EXERCISE GOAL | Return all of the data exactly as written, without the pictures.
(begin)
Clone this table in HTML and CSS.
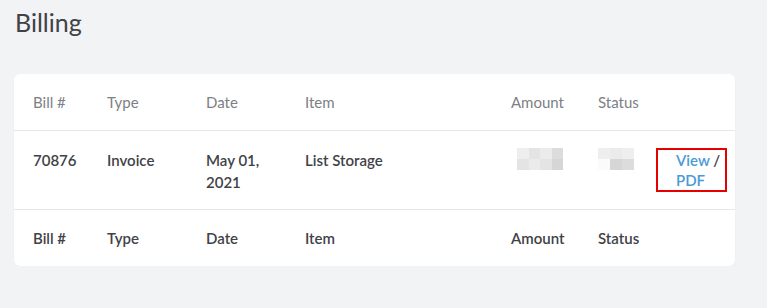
FILE: index.html
```html
<!DOCTYPE html>
<html lang="en">
<head>
  <meta charset="UTF-8" />
  <meta name="viewport" content="width=device-width, initial-scale=1" />
  <title>Billing</title>
  <link rel="stylesheet" href="styles.css">
</head>
<body>
  <h1 class="page-title">Billing</h1>

  <section class="card">
    <table class="bills">
      <colgroup>
        <col style="width: 74px">
        <col style="width: 99px">
        <col style="width: 99px">
        <col style="width: 206px">
        <col style="width: 87px">
        <col style="width: 77px">
        <col style="width: 79px">
      </colgroup>
      <thead>
        <tr>
          <th>Bill #</th>
          <th>Type</th>
          <th>Date</th>
          <th>Item</th>
          <th>Amount</th>
          <th>Status</th>
          <th></th>
        </tr>
      </thead>
      <tbody>
        <tr>
          <td>70876</td>
          <td>Invoice</td>
          <td>May 01,<br>2021</td>
          <td>List Storage</td>
          <td>
            <div class="blur blur-amount">
              <span class="px p1"></span><span class="px p2"></span><span class="px p3"></span><span class="px p4"></span>
              <span class="px p2"></span><span class="px p3"></span><span class="px p2"></span><span class="px p5"></span>
            </div>
          </td>
          <td>
            <div class="blur blur-status">
              <span class="px p1"></span><span class="px p3"></span><span class="px p1"></span>
              <span class="px p0"></span><span class="px p5"></span><span class="px p4"></span>
            </div>
          </td>
          <td class="actions">
            <div class="action-box">
              <a href="#">View</a> / <a href="#">PDF</a>
            </div>
          </td>
        </tr>
      </tbody>
      <tfoot>
        <tr>
          <th>Bill #</th>
          <th>Type</th>
          <th>Date</th>
          <th>Item</th>
          <th>Amount</th>
          <th>Status</th>
          <th></th>
        </tr>
      </tfoot>
    </table>
  </section>
</body>
</html>
```

FILE: styles.css
```css
* {
  box-sizing: border-box;
}
body {
  margin: 0;
  padding: 0 32px 0 14px;
  background: #f2f3f5;
  font-family: 'Source Sans Pro', 'Lato', 'Open Sans', sans-serif;
  color: #3f4246;
}
.page-title {
  margin: 0;
  padding: 5px 0 0 1px;
  font-size: 25px;
  font-weight: 400;
  line-height: 34px;
  color: #3f4246;
}
.card {
  margin-top: 35px;
  background: #fff;
  border-radius: 6px;
  box-shadow: 0 1px 2px rgba(0, 0, 0, 0.04);
  overflow: hidden;
}
.bills {
  width: 100%;
  border-collapse: collapse;
  table-layout: fixed;
  font-size: 15px;
}
.bills th,
.bills td {
  padding: 17px 0 17px 19px;
  line-height: 22px;
  text-align: left;
  vertical-align: top;
}
.bills thead th {
  font-weight: 400;
  color: #7d8085;
  border-bottom: 1px solid #e6e7ea;
}
.bills tbody td {
  padding-top: 18px;
  padding-bottom: 16px;
  font-weight: 600;
  color: #3f4246;
}
.bills tfoot th {
  font-weight: 600;
  color: #3f4246;
  border-top: 1px solid #e6e7ea;
}
.bills td.actions {
  padding-left: 0;
  padding-right: 8px;
}
.action-box {
  margin-top: -1px;
  border: 2px solid #e60000;
  padding-left: 18px;
  line-height: 20px;
  font-weight: 600;
  color: #3f4246;
}
.action-box a {
  color: #4a9ad6;
  text-decoration: none;
}
.blur {
  display: grid;
  grid-template-rows: 11px 11px;
  margin: -1px 0 0 6px;
}
.blur-amount {
  grid-template-columns: repeat(4, 11.5px);
}
.blur-status {
  margin-left: 0;
  grid-template-columns: repeat(3, 12px);
}
.px.p0 { background: #fbfbfb; }
.px.p1 { background: #eeeeee; }
.px.p2 { background: #e4e4e4; }
.px.p3 { background: #ebebeb; }
.px.p4 { background: #dcdcdc; }
.px.p5 { background: #d6d6d6; }
```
(end)
OUTPUT BELOW |
Clone this table in HTML and CSS.
FILE: index.html
```html
<!DOCTYPE html>
<html lang="en">
<head>
  <meta charset="UTF-8" />
  <meta name="viewport" content="width=device-width, initial-scale=1" />
  <title>Billing</title>
  <link rel="stylesheet" href="styles.css">
</head>
<body>
  <h1 class="page-title">Billing</h1>

  <section class="card">
    <table class="bills">
      <colgroup>
        <col style="width: 74px">
        <col style="width: 99px">
        <col style="width: 99px">
        <col style="width: 206px">
        <col style="width: 87px">
        <col style="width: 77px">
        <col style="width: 79px">
      </colgroup>
      <thead>
        <tr>
          <th>Bill #</th>
          <th>Type</th>
          <th>Date</th>
          <th>Item</th>
          <th>Amount</th>
          <th>Status</th>
          <th></th>
        </tr>
      </thead>
      <tbody>
        <tr>
          <td>70876</td>
          <td>Invoice</td>
          <td>May 01,<br>2021</td>
          <td>List Storage</td>
          <td>
            <div class="blur blur-amount">
              <span class="px p1"></span><span class="px p2"></span><span class="px p3"></span><span class="px p4"></span>
              <span class="px p2"></span><span class="px p3"></span><span class="px p2"></span><span class="px p5"></span>
            </div>
          </td>
          <td>
            <div class="blur blur-status">
              <span class="px p1"></span><span class="px p3"></span><span class="px p1"></span>
              <span class="px p0"></span><span class="px p5"></span><span class="px p4"></span>
            </div>
          </td>
          <td class="actions">
            <div class="action-box">
              <a href="#">View</a> / <a href="#">PDF</a>
            </div>
          </td>
        </tr>
      </tbody>
      <tfoot>
        <tr>
          <th>Bill #</th>
          <th>Type</th>
          <th>Date</th>
          <th>Item</th>
          <th>Amount</th>
          <th>Status</th>
          <th></th>
        </tr>
      </tfoot>
    </table>
  </section>
</body>
</html>
```

FILE: styles.css
```css
* {
  box-sizing: border-box;
}
body {
  margin: 0;
  padding: 0 32px 0 14px;
  background: #f2f3f5;
  font-family: 'Source Sans Pro', 'Lato', 'Open Sans', sans-serif;
  color: #3f4246;
}
.page-title {
  margin: 0;
  padding: 5px 0 0 1px;
  font-size: 25px;
  font-weight: 400;
  line-height: 34px;
  color: #3f4246;
}
.card {
  margin-top: 35px;
  background: #fff;
  border-radius: 6px;
  box-shadow: 0 1px 2px rgba(0, 0, 0, 0.04);
  overflow: hidden;
}
.bills {
  width: 100%;
  border-collapse: collapse;
  table-layout: fixed;
  font-size: 15px;
}
.bills th,
.bills td {
  padding: 17px 0 17px 19px;
  line-height: 22px;
  text-align: left;
  vertical-align: top;
}
.bills thead th {
  font-weight: 400;
  color: #7d8085;
  border-bottom: 1px solid #e6e7ea;
}
.bills tbody td {
  padding-top: 18px;
  padding-bottom: 16px;
  font-weight: 600;
  color: #3f4246;
}
.bills tfoot th {
  font-weight: 600;
  color: #3f4246;
  border-top: 1px solid #e6e7ea;
}
.bills td.actions {
  padding-left: 0;
  padding-right: 8px;
}
.action-box {
  margin-top: -1px;
  border: 2px solid #e60000;
  padding-left: 18px;
  line-height: 20px;
  font-weight: 600;
  color: #3f4246;
}
.action-box a {
  color: #4a9ad6;
  text-decoration: none;
}
.blur {
  display: grid;
  grid-template-rows: 11px 11px;
  margin: -1px 0 0 6px;
}
.blur-amount {
  grid-template-columns: repeat(4, 11.5px);
}
.blur-status {
  margin-left: 0;
  grid-template-columns: repeat(3, 12px);
}
.px.p0 { background: #fbfbfb; }
.px.p1 { background: #eeeeee; }
.px.p2 { background: #e4e4e4; }
.px.p3 { background: #ebebeb; }
.px.p4 { background: #dcdcdc; }
.px.p5 { background: #d6d6d6; }
```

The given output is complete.